▶ **Written exercise**:
Copy nothing but the text: reproduce each line of the listing exactly and leave the pictures out.

━━━ Given material ━━━

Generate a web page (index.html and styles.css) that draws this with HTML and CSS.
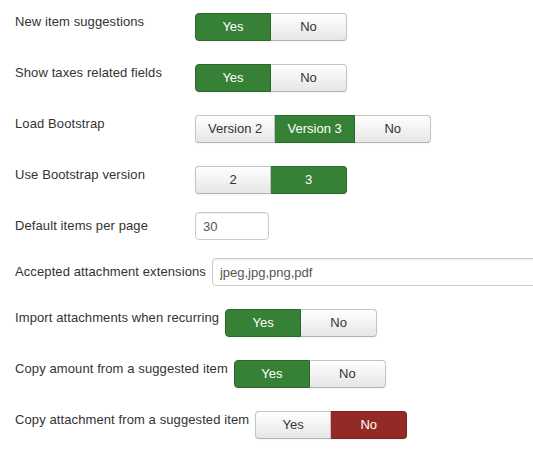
FILE: index.html
```html
<!DOCTYPE html>
<html lang="en">
<head>
    <meta charset="UTF-8">
    <title>Options</title>
    <link rel="stylesheet" href="styles.css">
</head>
<body>
    <form class="options">
        <div class="control-group">
            <label class="control-label">New item suggestions</label>
            <div class="btn-group">
                <span class="btn btn-yes active">Yes</span>
                <span class="btn">No</span>
            </div>
        </div>
        <div class="control-group">
            <label class="control-label">Show taxes related fields</label>
            <div class="btn-group">
                <span class="btn btn-yes active">Yes</span>
                <span class="btn">No</span>
            </div>
        </div>
        <div class="control-group">
            <label class="control-label">Load Bootstrap</label>
            <div class="btn-group">
                <span class="btn btn-wide">Version 2</span>
                <span class="btn btn-wide btn-yes active">Version 3</span>
                <span class="btn">No</span>
            </div>
        </div>
        <div class="control-group">
            <label class="control-label">Use Bootstrap version</label>
            <div class="btn-group">
                <span class="btn">2</span>
                <span class="btn btn-yes active">3</span>
            </div>
        </div>
        <div class="control-group">
            <label class="control-label">Default items per page</label>
            <input class="input-small" type="text" value="30">
        </div>
        <div class="control-group">
            <label class="control-label">Accepted attachment extensions</label>
            <input class="input-xxlarge" type="text" value="jpeg,jpg,png,pdf">
        </div>
        <div class="control-group">
            <label class="control-label">Import attachments when recurring</label>
            <div class="btn-group">
                <span class="btn btn-yes active">Yes</span>
                <span class="btn">No</span>
            </div>
        </div>
        <div class="control-group">
            <label class="control-label">Copy amount from a suggested item</label>
            <div class="btn-group">
                <span class="btn btn-yes active">Yes</span>
                <span class="btn">No</span>
            </div>
        </div>
        <div class="control-group">
            <label class="control-label">Copy attachment from a suggested item</label>
            <div class="btn-group">
                <span class="btn">Yes</span>
                <span class="btn btn-no active">No</span>
            </div>
        </div>
    </form>
</body>
</html>
```

FILE: styles.css
```css
html, body {
    overflow: hidden;
}

body {
    font-family: "Liberation Sans", Arial, sans-serif;
    font-size: 13px;
    line-height: 18px;
    color: #333;
    background-color: #fff;
    margin: 0;
    padding: 8px 0 0 15px;
}

.options {
    overflow: hidden;
}

.control-group {
    display: flex;
    align-items: flex-start;
    margin-bottom: 18px;
    white-space: nowrap;
}

.control-label {
    box-sizing: border-box;
    flex-shrink: 0;
    min-width: 180px;
    padding-top: 5px;
    padding-right: 6px;
    letter-spacing: 0.1px;
}

.btn-group {
    display: flex;
    flex-shrink: 0;
    margin-top: 5px;
}

.btn {
    box-sizing: border-box;
    min-width: 76px;
    height: 28px;
    padding: 4px 12px;
    text-align: center;
    color: #333;
    background-color: #f3f3f3;
    background-image: linear-gradient(to bottom, #fff, #e6e6e6);
    border: 1px solid #c4c4c4;
    border-bottom-color: #b3b3b3;
    box-shadow: 0 1px 2px rgba(0, 0, 0, 0.05);
}

.btn-wide {
    min-width: 80px;
}

.btn + .btn {
    border-left: 0;
}

.btn:first-child {
    border-radius: 4px 0 0 4px;
}

.btn:last-child {
    border-radius: 0 4px 4px 0;
}

.btn-yes.active {
    color: #fff;
    background: #378137;
    border-color: #2c672c;
}

.btn-no.active {
    color: #fff;
    background: #942a25;
    border-color: #7a221e;
}

input {
    box-sizing: border-box;
    flex-shrink: 0;
    height: 28px;
    padding: 4px 7px;
    font-family: inherit;
    font-size: 13px;
    color: #555;
    border: 1px solid #ccc;
    border-radius: 4px;
    box-shadow: inset 0 1px 1px rgba(0, 0, 0, 0.075);
}

.input-small {
    width: 74px;
}

.input-xxlarge {
    width: 330px;
}
```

━━━

▶ **Problem solution**:
Generate a web page (index.html and styles.css) that draws this with HTML and CSS.
FILE: index.html
```html
<!DOCTYPE html>
<html lang="en">
<head>
    <meta charset="UTF-8">
    <title>Options</title>
    <link rel="stylesheet" href="styles.css">
</head>
<body>
    <form class="options">
        <div class="control-group">
            <label class="control-label">New item suggestions</label>
            <div class="btn-group">
                <span class="btn btn-yes active">Yes</span>
                <span class="btn">No</span>
            </div>
        </div>
        <div class="control-group">
            <label class="control-label">Show taxes related fields</label>
            <div class="btn-group">
                <span class="btn btn-yes active">Yes</span>
                <span class="btn">No</span>
            </div>
        </div>
        <div class="control-group">
            <label class="control-label">Load Bootstrap</label>
            <div class="btn-group">
                <span class="btn btn-wide">Version 2</span>
                <span class="btn btn-wide btn-yes active">Version 3</span>
                <span class="btn">No</span>
            </div>
        </div>
        <div class="control-group">
            <label class="control-label">Use Bootstrap version</label>
            <div class="btn-group">
                <span class="btn">2</span>
                <span class="btn btn-yes active">3</span>
            </div>
        </div>
        <div class="control-group">
            <label class="control-label">Default items per page</label>
            <input class="input-small" type="text" value="30">
        </div>
        <div class="control-group">
            <label class="control-label">Accepted attachment extensions</label>
            <input class="input-xxlarge" type="text" value="jpeg,jpg,png,pdf">
        </div>
        <div class="control-group">
            <label class="control-label">Import attachments when recurring</label>
            <div class="btn-group">
                <span class="btn btn-yes active">Yes</span>
                <span class="btn">No</span>
            </div>
        </div>
        <div class="control-group">
            <label class="control-label">Copy amount from a suggested item</label>
            <div class="btn-group">
                <span class="btn btn-yes active">Yes</span>
                <span class="btn">No</span>
            </div>
        </div>
        <div class="control-group">
            <label class="control-label">Copy attachment from a suggested item</label>
            <div class="btn-group">
                <span class="btn">Yes</span>
                <span class="btn btn-no active">No</span>
            </div>
        </div>
    </form>
</body>
</html>
```

FILE: styles.css
```css
html, body {
    overflow: hidden;
}

body {
    font-family: "Liberation Sans", Arial, sans-serif;
    font-size: 13px;
    line-height: 18px;
    color: #333;
    background-color: #fff;
    margin: 0;
    padding: 8px 0 0 15px;
}

.options {
    overflow: hidden;
}

.control-group {
    display: flex;
    align-items: flex-start;
    margin-bottom: 18px;
    white-space: nowrap;
}

.control-label {
    box-sizing: border-box;
    flex-shrink: 0;
    min-width: 180px;
    padding-top: 5px;
    padding-right: 6px;
    letter-spacing: 0.1px;
}

.btn-group {
    display: flex;
    flex-shrink: 0;
    margin-top: 5px;
}

.btn {
    box-sizing: border-box;
    min-width: 76px;
    height: 28px;
    padding: 4px 12px;
    text-align: center;
    color: #333;
    background-color: #f3f3f3;
    background-image: linear-gradient(to bottom, #fff, #e6e6e6);
    border: 1px solid #c4c4c4;
    border-bottom-color: #b3b3b3;
    box-shadow: 0 1px 2px rgba(0, 0, 0, 0.05);
}

.btn-wide {
    min-width: 80px;
}

.btn + .btn {
    border-left: 0;
}

.btn:first-child {
    border-radius: 4px 0 0 4px;
}

.btn:last-child {
    border-radius: 0 4px 4px 0;
}

.btn-yes.active {
    color: #fff;
    background: #378137;
    border-color: #2c672c;
}

.btn-no.active {
    color: #fff;
    background: #942a25;
    border-color: #7a221e;
}

input {
    box-sizing: border-box;
    flex-shrink: 0;
    height: 28px;
    padding: 4px 7px;
    font-family: inherit;
    font-size: 13px;
    color: #555;
    border: 1px solid #ccc;
    border-radius: 4px;
    box-shadow: inset 0 1px 1px rgba(0, 0, 0, 0.075);
}

.input-small {
    width: 74px;
}

.input-xxlarge {
    width: 330px;
}
```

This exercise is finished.